Transmedia Marketing: From Film and TV to Games and Digital Media
By Anne Zeiser
(Focal Press, 2015)
Today, most content creators whether novice filmmakers or seasoned producers, are often tasked with the onerous prospect of self-promotion. In response to our increasingly DIY media world, a plethora of books, blogs, email blasts and websites offer them sound professional advice. However, few of these self-help items are focused specifically on the peculiarities of marketing film and TV.
Enter Anne Zeiser’s Transmedia Marketing: From Film and TV to Games and Digital Media. This American Film Market-endorsed book is a dense, comprehensive roadmap to launching a cross-platform film or TV promotional campaign. Comprehensive is the operative word. This is no quick subway read.
What is transmedia marketing? Zeiser defines it as “a holistic content creation approach—both storytelling and marketing—[sent] simultaneously across multiple media platforms.” She also notes that it is “the media buzzword du jour.” And by all indications, she aims to brand it her own.
At its core, transmedia marketing is a form of the common practice known as integrated marketing communications, where one aims to create a cohesive and sticky brand identity through all public touchpoints. In other words, everything is marketing. A campaign begins the moment you have an idea for a project. From the subject you choose to the title to the talent to the distribution channels, every single choice influences outcome.
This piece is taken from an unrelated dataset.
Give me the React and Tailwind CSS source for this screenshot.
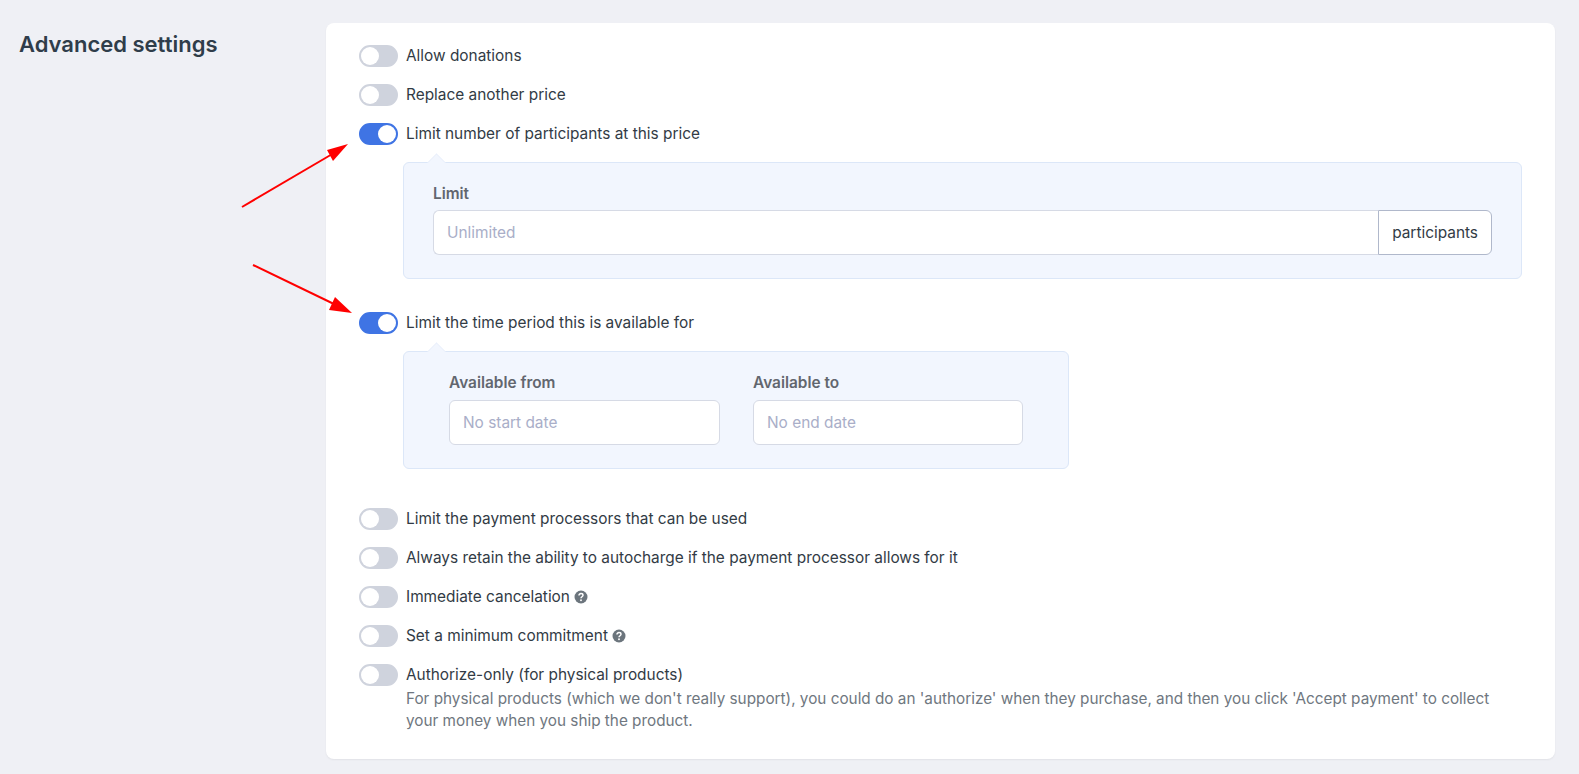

This has long been the guiding principle of the best marketing strategies well before the existence of the internet and as true for the most banal of products, like air fresheners or floor cleaners, as for the glitziest Hollywood fare. People are dazzled or dismayed by various, often subtle signals, which usually have little to do with the utility or quality of a product. However, these cues are powerful, leading us to try, embrace or ignore. Every element tells a story. And the more unified and recognisable the narrative, especially across multiple media platforms, the more likely an audience will invest in it and share it, too.
Transmedia Marketing is a well organized and researched step-by-step primer. Zeiser was head of marketing at legendary PBS station WGBH Boston, where for a decade she shepherded episodes of NOVA, American Experience, Frontline, Masterpiece Theatre and others into public awareness. She really knows her stuff, plainly explaining the why of marketing, as much as the who, what, where, when and how. The author offers practical instruction, quotes from experts, personal anecdotes, high-profile case studies and a veritable Rosetta Stone of industry terms. She includes chapters on theoretical subjects such as the psychology of audiences and identifying brand archetypes, as well as credible sections on fundamentals like market research, timetables, messages, audience engagement and spokespeople. Zeiser also covers emerging topics like interactive content, social responsibility messaging and gamification.
Additionally, the book has useful tools such as lists of notable film festivals and awards. A recurring theme, with lots of material examples, is her very successful strategy for Martin Scorsese’s 2003 PBS series The Blues, which also serves as the text’s narrative through-line.
Despite the wealth of information contained, at a hefty 450 pages, this book could use a good trim. Tangents which showcase Zeiser’s vast knowledge of history and popular culture sometimes get in the way of her best advice. The addition of a formal glossary—a list of all those industry terms highlighted and explained so carefully throughout—would also be helpful, especially for media novices. However, if you are seeking to gain a more meaningful understanding of today’s practice of promoting film and TV and are willing to commit the time to it, Transmedia Marketing is a solid place to begin.